With the U.S. economy healthier than it has been for years, "Now may be a good time to begin normalizing U.S. monetary policy so that it is set appropriately for an improving economy over the next two years," Bullard told the 24th Annual Hyman P. Minsky Conference, according to a release from the Fed.
Should the Fed raise rates, Bullard reminded, "monetary policy will remain exceptionally accommodative."
Incoming data will determine the Fed's moves, he said, and better news or worse news could skew the policy rate path, the expected trend is economic improvement and higher rates. "To say otherwise risks the 'perma-zero' equilibrium experienced by Japan over the last two decades," Bullard noted.
While financial markets don't expect the Fed funds rate target to cross 0.50% until early next year, Bullard pointed to the FOMC's latest Summary of Economic Projections (SEP), which call for it to be breached earlier. "This difference of views on the nature of the U.S. policy rate path will need to be reconciled at some point."

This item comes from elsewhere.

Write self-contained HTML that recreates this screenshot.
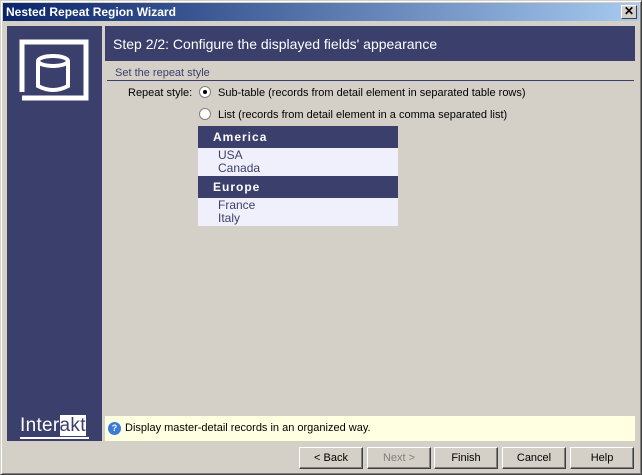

Among the factors that still need to be watched, Bullard said, include the labor markets, GDP, and inflation. While the unemployment rate has fallen faster than expected, expectations are the labor markets are close to normal long-term performance. But Bullard suggested labor could overshoot projections in the next two years with highly accommodative monetary policy.
GDP, while underperforming in the first quarter, should hit 3% growth in the medium-term, he said. Lower oil prices and European quantitative easing, which pushed U.S. bond yields lower, are spurring U.S. growth. While Bullard expects inflation to move toward 2% "in coming months and quarters this bears careful watching. Inflation and inflation expectations moving away from target is a concern."